* Data lines
□ □ □ □ □

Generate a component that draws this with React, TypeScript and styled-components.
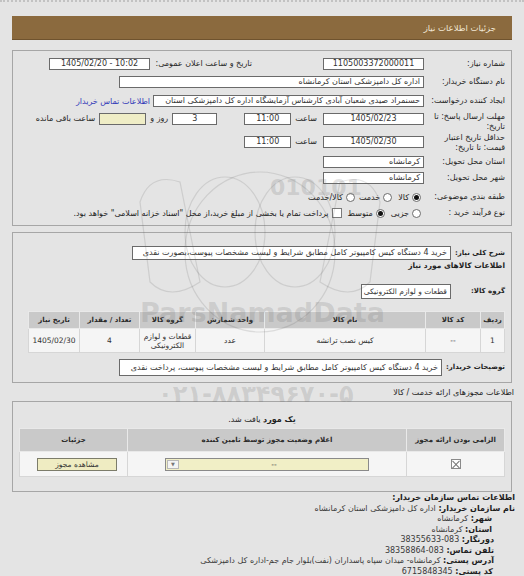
import React from 'react';
import styled, { createGlobalStyle } from 'styled-components';

const GlobalStyle = createGlobalStyle`
  html, body {
    margin: 0;
    padding: 0;
    background: #e4e4e4;
  }
  body {
    font-family: "DejaVu Sans", sans-serif;
    font-size: 8px;
    color: #222;
  }
`;

const Page = styled.div`
  position: relative;
  direction: rtl;
  width: 524px;
  height: 576px;
  overflow: hidden;
  box-sizing: border-box;
  padding: 0 12px;
  border-top: 2px dotted #c2c2c2;
`;

const HeaderBar = styled.div`
  margin-top: 14px;
  height: 24px;
  box-sizing: border-box;
  background: #8b6a3e;
  border-bottom: 1px solid #6f532e;
  color: #f1e7d4;
  font-size: 8.5px;
  display: flex;
  align-items: center;
  padding-right: 16px;
`;

const Panel = styled.div<{ $mt: number; $pt: number; $pb: number }>`
  margin-top: ${p => p.$mt}px;
  border: 1px solid #a6a6a6;
  padding: ${p => p.$pt}px 6px ${p => p.$pb}px 6px;
`;

const Row = styled.div<{ $h: number; $mt?: number; $top?: boolean }>`
  display: flex;
  align-items: ${p => (p.$top ? 'flex-start' : 'center')};
  height: ${p => p.$h}px;
  margin-top: ${p => p.$mt ?? 0}px;
`;

const Label = styled.div<{ $w?: number; $ms?: number; $pt?: number }>`
  flex: 0 0 ${p => (p.$w ? `${p.$w}px` : 'auto')};
  min-width: 0;
  margin-right: ${p => p.$ms ?? 0}px;
  padding-top: ${p => p.$pt ?? 0}px;
  line-height: 9.5px;
  white-space: nowrap;
  color: #262626;
`;

const BoldLabel = styled.div<{ $gap: number }>`
  flex: 0 0 auto;
  margin-left: ${p => p.$gap}px;
  font-weight: 700;
  font-size: 7px;
  white-space: nowrap;
  color: #1f1f1f;
`;

const Field = styled.div<{ $w?: number; $ms?: number; $ml?: number; $tint?: boolean; $ltr?: boolean; $right?: boolean; $h?: number; $mt?: number; $fs?: number }>`
  box-sizing: border-box;
  flex: ${p => (p.$w ? `0 0 ${p.$w}px` : '1 1 auto')};
  min-width: 0;
  height: ${p => p.$h ?? 12}px;
  margin-right: ${p => p.$ms ?? 0}px;
  margin-left: ${p => p.$ml ?? 0}px;
  margin-top: ${p => p.$mt ?? 0}px;
  border: 1px solid #6a6a6a;
  background: ${p => (p.$tint ? '#efedc6' : '#fff')};
  font-size: ${p => p.$fs ?? 8}px;
  line-height: ${p => (p.$h ?? 12) - 2}px;
  text-align: ${p => (p.$right ? 'right' : 'center')};
  direction: ${p => (p.$ltr ? 'ltr' : 'rtl')};
  padding: 0 3px;
  overflow: hidden;
  white-space: nowrap;
  color: #333;
`;

const LinkText = styled.a`
  margin-right: 3px;
  color: #3138b8;
  text-decoration: none;
  white-space: nowrap;
`;

const Choice = styled.label<{ $ms?: number }>`
  display: flex;
  align-items: center;
  gap: 3px;
  margin-right: ${p => p.$ms ?? 0}px;
  white-space: nowrap;
`;

const Radio = styled.span<{ $on?: boolean }>`
  box-sizing: border-box;
  width: 9px;
  height: 9px;
  border-radius: 50%;
  border: 1px solid #6c6c6c;
  background: #fff;
  display: inline-flex;
  align-items: center;
  justify-content: center;
  &::after {
    content: '';
    width: 5px;
    height: 5px;
    border-radius: 50%;
    background: ${p => (p.$on ? '#111' : 'transparent')};
  }
`;

const Check = styled.span`
  box-sizing: border-box;
  width: 10px;
  height: 10px;
  border: 1px solid #7a7a7a;
  background: #fff;
`;

const SectionTitle = styled.div<{ $h: number; $mt?: number; $bold?: boolean; $center?: boolean }>`
  height: ${p => p.$h}px;
  line-height: ${p => p.$h}px;
  margin-top: ${p => p.$mt ?? 0}px;
  font-weight: ${p => (p.$bold ? 700 : 400)};
  font-size: ${p => (p.$bold ? 7.5 : 8)}px;
  text-align: ${p => (p.$center ? 'center' : 'right')};
  white-space: nowrap;
`;

const OuterTitle = styled(SectionTitle)`
  margin-right: -2px;
`;

const Table = styled.table<{ $mt: number; $ml: number }>`
  border-collapse: collapse;
  margin-top: ${p => p.$mt}px;
  margin-left: ${p => p.$ml}px;
  width: calc(100% - ${p => p.$ml}px);
  table-layout: fixed;
  border: 1px solid #d6d6d6;
`;

const Th = styled.th<{ $w?: number; $h: number }>`
  width: ${p => (p.$w ? `${p.$w}px` : 'auto')};
  height: ${p => p.$h}px;
  padding: 0;
  background: #c9c9c9;
  border: 1px solid #e9e9e9;
  font-weight: 700;
  font-size: 7px;
  color: #2a2a2a;
  white-space: nowrap;
`;

const Td = styled.td<{ $h: number }>`
  height: ${p => p.$h}px;
  padding: 0 2px;
  background: #f5f5f5;
  border: 1px solid #d6d6d6;
  text-align: center;
  font-size: 7.5px;
  line-height: 9px;
  color: #333;
`;

const XBox = styled.span`
  display: inline-block;
  position: relative;
  width: 10px;
  height: 10px;
  box-sizing: border-box;
  border: 1px solid #8a8a8a;
  background: #fff;
  vertical-align: middle;
  &::before, &::after {
    content: '';
    position: absolute;
    left: -1px;
    top: 3.5px;
    width: 10px;
    height: 1px;
    background: #777;
    transform: rotate(45deg);
  }
  &::after {
    transform: rotate(-45deg);
  }
`;

const SelectBox = styled.div`
  display: flex;
  margin: 0 auto;
  width: 204px;
  height: 13px;
  box-sizing: border-box;
  border: 1px solid #8a8a8a;
  background: #f1efc6;
  direction: ltr;
`;

const SelectArrow = styled.span`
  flex: 0 0 10px;
  margin: 1px;
  border: 1px solid #b9b9b9;
  background: #f4f4f4;
  color: #777;
  font-size: 5px;
  display: flex;
  align-items: center;
  justify-content: center;
`;

const SelectValue = styled.span`
  flex: 1;
  text-align: center;
  line-height: 11px;
`;

const YellowButton = styled.div`
  margin: 0 auto 0 15px;
  width: 80px;
  height: 13px;
  line-height: 11px;
  box-sizing: border-box;
  border: 1px solid #7c7c6a;
  background: #efecc2;
  text-align: center;
  color: #333;
`;

const Footer = styled.div`
  margin-top: 1px;
  margin-right: -3px;
  line-height: 10.5px;
  color: #3a3a3a;
  b {
    color: #1e1e1e;
  }
`;

const FooterLine = styled.div<{ $indent?: number }>`
  padding-right: ${p => p.$indent ?? 0}px;
  white-space: nowrap;
`;

const Watermark = styled.div<{ $top: number; $left: number; $size: number }>`
  position: absolute;
  top: ${p => p.$top}px;
  left: ${p => p.$left}px;
  font-family: "DejaVu Sans", sans-serif;
  font-weight: 700;
  font-size: ${p => p.$size}px;
  color: rgba(110, 110, 110, 0.2);
  direction: ltr;
  pointer-events: none;
  white-space: nowrap;
`;

const LogoMark = styled.svg`
  position: absolute;
  top: 160px;
  left: 120px;
  pointer-events: none;
`;

export default function App() {
  return (
    <>
      <GlobalStyle />
      <Page>
        <HeaderBar>جزئیات اطلاعات نیاز</HeaderBar>

        <Panel $mt={10} $pt={6} $pb={5}>
          <Row $h={14}>
            <Label $w={81}>شماره نیاز:</Label>
            <Field $w={101} $ltr>1105003372000011</Field>
            <Label $w={99} $ms={71}>تاریخ و ساعت اعلان عمومی:</Label>
            <Field $w={101} $ms={3} $ltr>1405/02/20 - 10:02</Field>
          </Row>
          <Row $h={14} $mt={4}>
            <Label $w={81}>نام دستگاه خریدار:</Label>
            <Field $w={305} $right>اداره کل دامپزشکی استان کرمانشاه</Field>
          </Row>
          <Row $h={14} $mt={5}>
            <Label $w={81}>ایجاد کننده درخواست:</Label>
            <Field $w={271} $right>حسنمراد صیدی شعبان آبادی کارشناس آزمایشگاه اداره کل دامپزشکی استان</Field>
            <LinkText href="#">اطلاعات تماس خریدار</LinkText>
          </Row>
          <Row $h={20} $mt={3} $top>
            <Label $w={81} $pt={1}>مهلت ارسال پاسخ: تا<br />تاریخ:</Label>
            <Field $w={101} $mt={2} $ltr>1405/02/23</Field>
            <Label $ms={6} $pt={3}>ساعت</Label>
            <Field $w={47} $ms={4} $mt={2} $ltr>11:00</Field>
            <Field $w={45} $ms={27} $mt={2}>3</Field>
            <Label $ms={4} $pt={3}>روز و</Label>
            <Field $w={47} $ms={4} $mt={2} $tint />
            <Label $ms={4} $pt={3}>ساعت باقی مانده</Label>
          </Row>
          <Row $h={19} $mt={2} $top>
            <Label $w={81}>حداقل تاریخ اعتبار<br />قیمت: تا تاریخ:</Label>
            <Field $w={101} $mt={3} $ltr>1405/02/30</Field>
            <Label $ms={6} $pt={4}>ساعت</Label>
            <Field $w={47} $ms={4} $mt={3} $ltr>11:00</Field>
          </Row>
          <Row $h={14} $mt={3}>
            <Label $w={81}>استان محل تحویل:</Label>
            <Field $w={101} $right>کرمانشاه</Field>
          </Row>
          <Row $h={14} $mt={2}>
            <Label $w={81}>شهر محل تحویل:</Label>
            <Field $w={101} $right>کرمانشاه</Field>
          </Row>
          <Row $h={14} $mt={5}>
            <Label $w={84}>طبقه بندی موضوعی:</Label>
            <Choice><Radio $on />کالا</Choice>
            <Choice $ms={6}><Radio />خدمت</Choice>
            <Choice $ms={4}><Radio />کالا/خدمت</Choice>
          </Row>
          <Row $h={14} $mt={2}>
            <Label $w={84}>نوع فرآیند خرید :</Label>
            <Choice><Radio />جزیی</Choice>
            <Choice $ms={6}><Radio $on />متوسط</Choice>
            <Choice $ms={6}><Check />پرداخت تمام یا بخشی از مبلغ خرید،از محل "اسناد خزانه اسلامی" خواهد بود.</Choice>
          </Row>
        </Panel>

        <Panel $mt={6} $pt={13} $pb={6}>
          <Row $h={14}>
            <BoldLabel $gap={4}>شرح کلی نیاز:</BoldLabel>
            <Field $right $h={14} $ml={113}>خرید 4 دستگاه کیس کامپیوتر کامل مطابق شرایط و لیست مشخصات پیوست،بصورت نقدی</Field>
          </Row>
          <SectionTitle $h={12} $bold>اطلاعات کالاهای مورد نیاز</SectionTitle>
          <Row $h={16} $mt={11}>
            <BoldLabel $gap={20}>گروه کالا:</BoldLabel>
            <Field $w={90} $right $h={15} $fs={7.5}>قطعات و لوازم الکترونیکی</Field>
          </Row>
          <Table $mt={12} $ml={9}>
            <thead>
              <tr>
                <Th $w={23} $h={16}>ردیف</Th>
                <Th $w={54} $h={16}>کد کالا</Th>
                <Th $w={160} $h={16}>نام کالا</Th>
                <Th $w={68} $h={16}>واحد شمارش</Th>
                <Th $w={55} $h={16}>گروه کالا</Th>
                <Th $w={59} $h={16}>تعداد / مقدار</Th>
                <Th $h={16}>تاریخ نیاز</Th>
              </tr>
            </thead>
            <tbody>
              <tr>
                <Td $h={23}>1</Td>
                <Td $h={23}>--</Td>
                <Td $h={23}>کیس نصب ترانشه</Td>
                <Td $h={23}>عدد</Td>
                <Td $h={23}>قطعات و لوازم<br />الکترونیکی</Td>
                <Td $h={23}>4</Td>
                <Td $h={23}>1405/02/30</Td>
              </tr>
            </tbody>
          </Table>
          <Row $h={18} $mt={5}>
            <BoldLabel $gap={4}>توضیحات خریدار:</BoldLabel>
            <Field $right $h={17} $ml={100}>خرید 4 دستگاه کیس کامپیوتر کامل مطابق شرایط و لیست مشخصات پیوست، پرداخت نقدی</Field>
          </Row>
        </Panel>

        <OuterTitle $h={12} $mt={4}>اطلاعات مجوزهای ارائه خدمت / کالا</OuterTitle>

        <Panel $mt={2} $pt={12} $pb={14}>
          <SectionTitle $h={12} $center><b>یک مورد</b> یافت شد.</SectionTitle>
          <Table $mt={2} $ml={0}>
            <thead>
              <tr>
                <Th $w={97} $h={22}>الزامی بودن ارائه مجوز</Th>
                <Th $w={278} $h={22}>اعلام وضعیت مجوز توسط تامین کننده</Th>
                <Th $h={22}>جزئیات</Th>
              </tr>
            </thead>
            <tbody>
              <tr>
                <Td $h={24}><XBox /></Td>
                <Td $h={24}>
                  <SelectBox>
                    <SelectArrow>▼</SelectArrow>
                    <SelectValue>--</SelectValue>
                  </SelectBox>
                </Td>
                <Td $h={24}>
                  <YellowButton>مشاهده مجوز</YellowButton>
                </Td>
              </tr>
            </tbody>
          </Table>
        </Panel>

        <Footer>
          <FooterLine><b>اطلاعات تماس سازمان خریدار:</b></FooterLine>
          <FooterLine><b>نام سازمان خریدار:</b> اداره کل دامپزشکی استان کرمانشاه</FooterLine>
          <FooterLine $indent={23}><b>شهر:</b> کرمانشاه</FooterLine>
          <FooterLine $indent={23}><b>استان:</b> کرمانشاه</FooterLine>
          <FooterLine $indent={21}><b>دورنگار:</b> 083-38355633</FooterLine>
          <FooterLine $indent={21}><b>تلفن تماس:</b> 083-38358864</FooterLine>
          <FooterLine $indent={21}><b>آدرس پستی:</b> کرمانشاه- میدان سپاه پاسداران (نفت)بلوار جام جم-اداره کل دامپزشکی</FooterLine>
          <FooterLine $indent={22}><b>کد پستی:</b> 6715848345</FooterLine>
          <FooterLine $indent={21}><b>اطلاعات ایجاد کننده درخواست:</b></FooterLine>
        </Footer>

        <LogoMark width="280" height="200" viewBox="0 0 280 200">
          <g fill="none" stroke="rgba(90,90,90,0.16)" strokeWidth="1.2">
            <ellipse cx="140" cy="90" rx="75" ry="80" />
            <ellipse cx="105" cy="70" rx="40" ry="55" />
            <ellipse cx="175" cy="70" rx="40" ry="55" />
            <path d="M20 40 Q30 10 60 20 L80 120 Q50 140 30 120 Z" />
            <path d="M260 40 Q250 10 220 20 L200 120 Q230 140 250 120 Z" />
          </g>
        </LogoMark>
        <Watermark $top={173} $left={270} $size={22}>010101</Watermark>
        <Watermark $top={295} $left={140} $size={27}>ParsNamadData</Watermark>
        <Watermark $top={378} $left={158} $size={24}>۰۲۱-۸۸۳۴۹۶۷۰-۵</Watermark>
      </Page>
    </>
  );
}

□ □ □ □ □

* Your task
Which lines contain the word "React"? Return each of them.

* Complete output
Generate a component that draws this with React, TypeScript and styled-components.
import React from 'react';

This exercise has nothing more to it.